The sole tenant of the 2111sqm site is Lightning Protection International, a global supplier of lightning- and surge-protection and earthing solutions. No.49 Patriarch Drive at Huntingfield is its global headquarters.
The tenant’s current lease ends mid-2021, with another five-year option available.
Devine says while the existing tenant uses all of the available space, the configuration of the pre-cast building lends itself to multiple tenancies, which helped generate interest during the campaign period.
“There is also scope to convert hardstand areas on-site, further offering the opportunity to value-add to the asset,” he says.
Huntingfield at Kingston, south of Hobart, has seen its profile increase among investors.
Devine says this is because opportunities in long-established northern industrial precincts such as Cambridge, Mornington and Brighton are rare.
“Huntingfield has been popular for light industrial and smaller-scale manufacturing operators who don’t require the northern corridor’s access to the airport or industrial linkages,” he says.

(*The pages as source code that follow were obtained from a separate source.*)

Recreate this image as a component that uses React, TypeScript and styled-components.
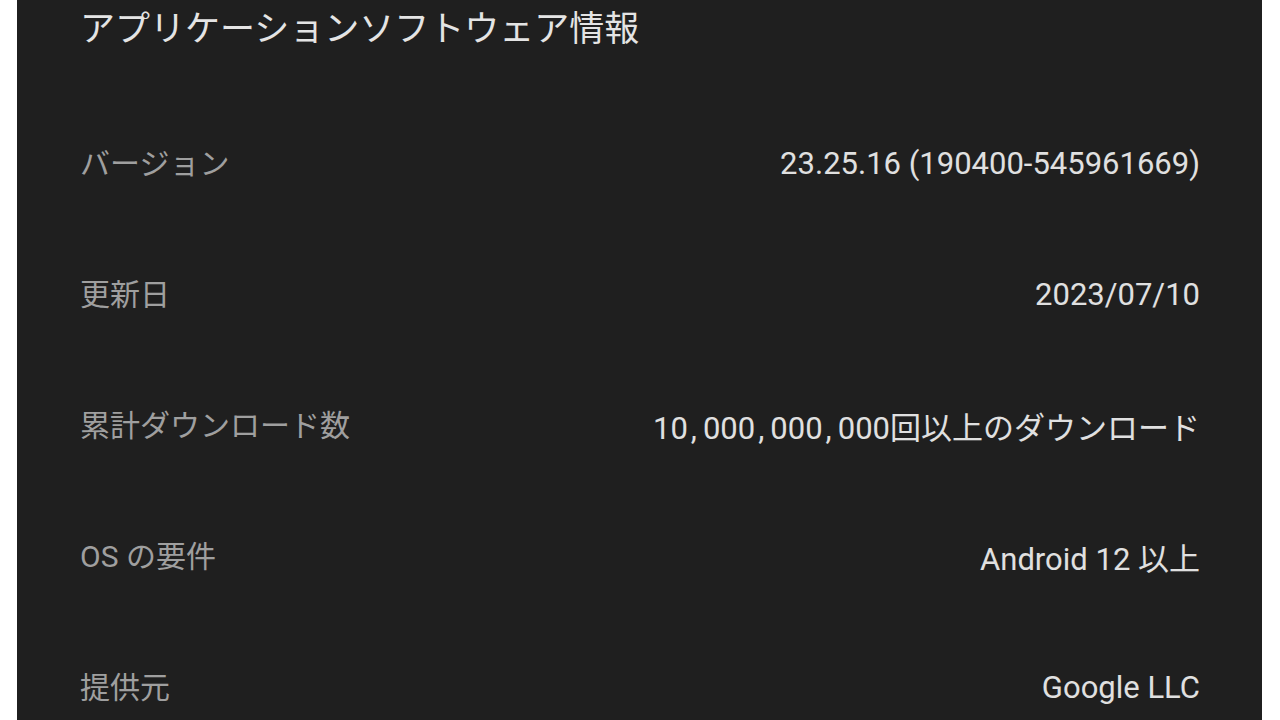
import React from "react";
import styled, { createGlobalStyle } from "styled-components";

const Global = createGlobalStyle`
  html, body { margin: 0; padding: 0; background: #ffffff; overflow: hidden; }
  body { font-family: Roboto, "Noto Sans CJK JP", sans-serif; }
`;

const Page = styled.div`
  display: flex;
  height: 720px;
  padding: 0 18px 0 17px;
  box-sizing: border-box;
`;

const Panel = styled.section`
  flex: 1;
  background: #1f1f1f;
  padding: 0 62px 0 63px;
  overflow: hidden;
`;

const Title = styled.h1`
  margin: 0;
  height: 60px;
  line-height: 60px;
  font-size: 35px;
  font-weight: 400;
  color: #e4e4e4;
  white-space: nowrap;
`;

const List = styled.dl`
  margin: 0;
  padding-top: 35px;
`;

const Row = styled.div`
  display: flex;
  align-items: center;
  justify-content: space-between;
  height: 131px;
  white-space: nowrap;
`;

const Label = styled.dt`
  font-size: 30px;
  color: #9f9f9f;
`;

const Value = styled.dd`
  margin: 0;
  padding-top: 5px;
  font-size: 31px;
  color: #e0e0e0;
  text-align: right;
`;

const Comma = styled.span`
  margin: 0 6px 0 3px;
`;

function withWideCommas(text: string) {
  const parts = text.split(",");
  return parts.map((p, i) => (
    <React.Fragment key={i}>
      {p}
      {i < parts.length - 1 && <Comma>,</Comma>}
    </React.Fragment>
  ));
}

const rows: [string, string][] = [
  ["バージョン", "23.25.16 (190400-545961669)"],
  ["更新日", "2023/07/10"],
  ["累計ダウンロード数", "10,000,000,000回以上のダウンロード"],
  ["OS の要件", "Android 12 以上"],
  ["提供元", "Google LLC"],
];

export default function App() {
  return (
    <>
      <Global />
      <Page>
        <Panel>
          <Title>アプリケーションソフトウェア情報</Title>
          <List>
            {rows.map(([k, v]) => (
              <Row key={k}>
                <Label>{k}</Label>
                <Value>{withWideCommas(v)}</Value>
              </Row>
            ))}
          </List>
        </Panel>
      </Page>
    </>
  );
}
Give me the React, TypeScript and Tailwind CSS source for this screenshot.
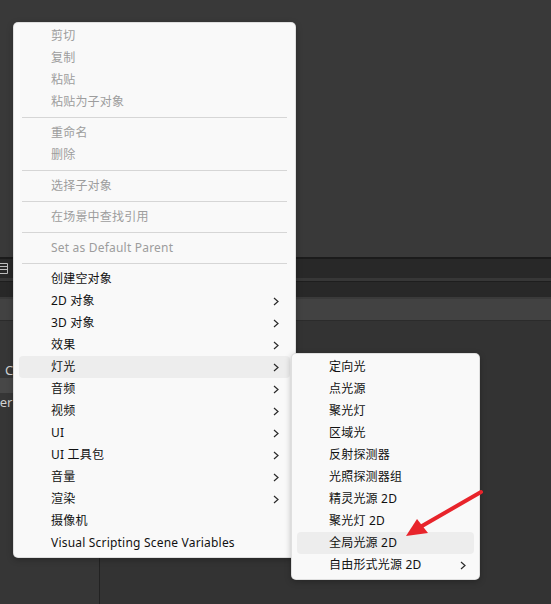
import React from "react";

type Entry =
  | { label: string; disabled?: boolean; sub?: boolean; active?: boolean }
  | "sep";

const mainItems: Entry[] = [
  { label: "剪切", disabled: true },
  { label: "复制", disabled: true },
  { label: "粘贴", disabled: true },
  { label: "粘贴为子对象", disabled: true },
  "sep",
  { label: "重命名", disabled: true },
  { label: "删除", disabled: true },
  "sep",
  { label: "选择子对象", disabled: true },
  "sep",
  { label: "在场景中查找引用", disabled: true },
  "sep",
  { label: "Set as Default Parent", disabled: true },
  "sep",
  { label: "创建空对象" },
  { label: "2D 对象", sub: true },
  { label: "3D 对象", sub: true },
  { label: "效果", sub: true },
  { label: "灯光", sub: true, active: true },
  { label: "音频", sub: true },
  { label: "视频", sub: true },
  { label: "UI", sub: true },
  { label: "UI 工具包", sub: true },
  { label: "音量", sub: true },
  { label: "渲染", sub: true },
  { label: "摄像机" },
  { label: "Visual Scripting Scene Variables" },
];

const lightItems: Entry[] = [
  { label: "定向光" },
  { label: "点光源" },
  { label: "聚光灯" },
  { label: "区域光" },
  { label: "反射探测器" },
  { label: "光照探测器组" },
  { label: "精灵光源 2D" },
  { label: "聚光灯 2D" },
  { label: "全局光源 2D", active: true },
  { label: "自由形式光源 2D", sub: true },
];

function Chevron() {
  return (
    <svg width="6" height="9" viewBox="0 0 6 9" className="shrink-0">
      <path d="M1 1 L5 4.5 L1 8" fill="none" stroke="#2a2a2a" strokeWidth="1.2" />
    </svg>
  );
}

function Menu({ items, chevronPad }: { items: Entry[]; chevronPad: string }) {
  return (
    <div className="flex flex-col pt-[2px] pb-[3px]">
      {items.map((it, i) =>
        it === "sep" ? (
          <div key={i} className="py-[4px] px-[8px]">
            <div className="h-px bg-[#d6d6d6]" />
          </div>
        ) : (
          <div
            key={i}
            className={
              "mx-[5px] h-[22px] flex items-center rounded-[4px] pl-[32px] " +
              chevronPad +
              (it.active ? " bg-[#ededed]" : "")
            }
          >
            <span
              className={
                "flex-1 text-[12px] leading-none whitespace-nowrap tracking-[0.2px] " +
                (it.disabled ? "text-[#9d9d9d]" : "text-[#111111]")
              }
            >
              {it.label}
            </span>
            {it.sub && <Chevron />}
          </div>
        )
      )}
    </div>
  );
}

export default function App() {
  return (
    <div
      className="relative w-[551px] h-[604px] overflow-hidden bg-[#393939] flex flex-col"
      style={{ fontFamily: '"Noto Sans", "Noto Sans CJK SC", sans-serif' }}
    >
      {/* editor background */}
      <div className="h-[257px] shrink-0" />
      <div className="h-[2px] bg-[#1b1b1b] shrink-0" />
      <div className="h-[19px] bg-[#282828] shrink-0 flex items-center">
        <svg width="9" height="11" viewBox="0 0 9 11" className="ml-[-1px]">
          <path d="M0 0.5 H8.5 V10.5 H0 M0 3.5 H8 M0 6.5 H8" fill="none" stroke="#bdbdbd" strokeWidth="1" />
        </svg>
      </div>
      <div className="h-[3px] bg-[#373737] shrink-0" />
      <div className="h-px bg-[#1e1e1e] shrink-0" />
      <div className="h-[15px] bg-[#282828] shrink-0" />
      <div className="h-[2px] bg-[#3a3a3a] shrink-0" />
      <div className="h-[21px] bg-[#424242] shrink-0" />
      <div className="h-px bg-[#2b2b2b] shrink-0" />
      <div className="flex-1 flex">
        <div className="w-[100px] bg-[#363636] border-r border-[#222222] flex flex-col text-[13px] text-[#d2d2d2]">
          <div className="h-[42px]" />
          <div className="h-[15px] flex items-center pl-[5px] leading-none">C</div>
          <div className="h-[15px] bg-[#474747]" />
          <div className="h-[18px] flex items-center ml-[-5px] leading-none">ter</div>
        </div>
        <div className="flex-1 bg-[#333333]" />
      </div>

      {/* context menu */}
      <div className="absolute left-[13px] top-[22px] w-[283px] bg-[#f9f9f9] rounded-[5px] border border-black/10 shadow-[0_2px_6px_rgba(0,0,0,0.25)]">
        <Menu items={mainItems} chevronPad="pr-[11px]" />
      </div>

      {/* lights submenu */}
      <div className="absolute left-[291px] top-[353px] w-[189px] bg-[#f9f9f9] rounded-[5px] border border-black/10 shadow-[0_2px_6px_rgba(0,0,0,0.25)]">
        <Menu items={lightItems} chevronPad="pr-[8px]" />
      </div>

      {/* annotation arrow */}
      <svg className="absolute left-[400px] top-[485px]" width="90" height="60" viewBox="0 0 90 60">
        <line x1="81" y1="7" x2="22" y2="41" stroke="#e8242b" strokeWidth="4" strokeLinecap="round" />
        <polygon points="6,51 17,34 28,48" fill="#e8242b" />
      </svg>
    </div>
  );
}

“The surrounding Kingborough municipality had proved one of the state’s fastest-growing regions.
“Only a 20-minute drive from the CBD, it is considered an affordable alternative to Hobart, which has recorded double-digit median house price growth in the past 12 months.”
According to LJ Hooker Commercial’s Industrial Market Monitor, average capital values for prime industrial sites in Hobart are about $1400 per square metre.